We are to determine whether a flow with a given velocity field is rotational or irrotational, and we are to draw some streamlines in the first quadrant.
Analysis Since the flow is two-dimensional, Eq. 4–31 is applicable. Thus,

Vorticity:        \vec{\zeta } = \left(\frac{∂\upsilon }{∂x} – \frac{∂u}{∂y} \right)\vec{k} = (-2y – 0)\vec{k} = -2y\vec{k}         (2)

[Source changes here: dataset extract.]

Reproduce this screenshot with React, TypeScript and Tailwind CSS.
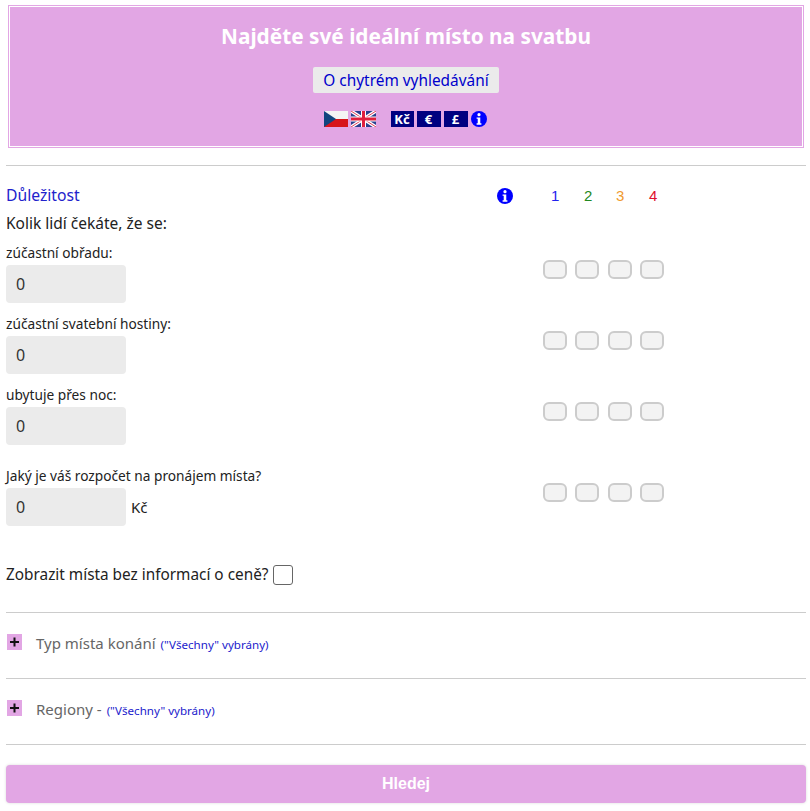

Since the vorticity is nonzero, this flow is rotational. In Fig. 4–49 we plot several streamlines of the flow in the first quadrant; we see that fluid moves downward and to the right. The translation and deformation of a fluid parcel is also shown: at Δt = 0, the fluid parcel is square, at Δt = 0.25 s, it has moved and deformed, and at Δt = 0.50 s, the parcel has moved farther and is further deformed. In particular, the right-most portion of the fluid parcel moves faster to the right and faster downward compared to the left-most portion, stretching the parcel in the x-direction and squashing it in the vertical direction. It is clear that there is also a net clockwise rotation of the fluid parcel, which agrees with the result of Eq. 2.
Discussion   From Eq. 4–29, individual fluid particles rotate at an angular velocity equal to \vec{\omega } = -y \vec{k} , half of the vorticity vector. Since \vec{\omega } is not constant, this flow is not solid-body rotation. Rather, \vec{\omega } is a linear function of y. Further analysis reveals that this flow field is incompressible; the area (and volume) of the shaded regions representing the fluid parcel in Fig. 4–49 remains constant at all three instants in time.

\vec{\omega }= \frac{1}{2 }\vec{\triangledown } \times \vec{V} = \frac{1}{2}curl(\vec{V} ) = \frac{\vec{\zeta } }{2}              (4.29)